Sen. Claire McCaskill, D-Mo., spoke of a “crisis of confidence in the intelligence community” that calls for a “gut check,” alluding to the ongoing dispute between the CIA and the Senate Select Intelligence Committee over electronic files dealing with torture. Expressing frustration at the degree to which intelligence budgets remain classified, McCaskill said, “I don’t think it helps our enemies if they know the ratio of contractors to employees … Why does Booz Allen Hamilton have their contract information on their website?” O’Sullivan promised to provide more information on budget policy. McCaskill also said she wants “the administration to weigh in on better whistleblower protections for employees of contractors, who are working shoulder to shoulder with federal employees, and should have the same protections.”
Sen. Kelly Ayotte, R-N.H., expressed concern about intelligence agency security, noting that both National Security Agency leaker Edward Snowden and Washington Navy Yard shooter Aaron Alexis were contractors.

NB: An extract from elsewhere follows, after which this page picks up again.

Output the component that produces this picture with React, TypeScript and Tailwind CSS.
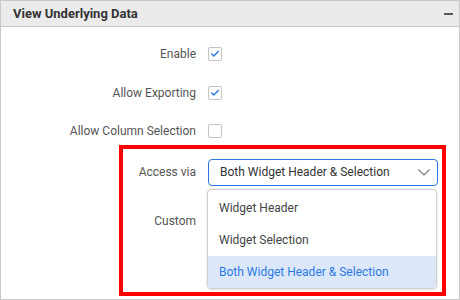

“There’s no corner on the market for who causes threats, it’s government employees equally,” O’Sullivan replied. “We’re now enhancing the process for all, using the same vetting process, regulations and monitoring,” including the more recent addition of continuous evaluation of longtime holders of security clearances.
Sen. Jon Tester, D-Mont., voiced concern about a “revolving door” of intelligence community employees, citing recruitment problems and the lure of the private sector. “We have a relatively low, 4 percent to 5 percent attrition rate,” O’Sullivan said. “One of the hardest skills to keep is contracting officers and cyber specialists,” she added. But, having noted that the community scores high in employee satisfaction on the Office of Personnel Management’s Employee Viewpoint Survey, she said, “People join this workforce to do public service. They get the mission and complete the work they do day to day to make a difference.”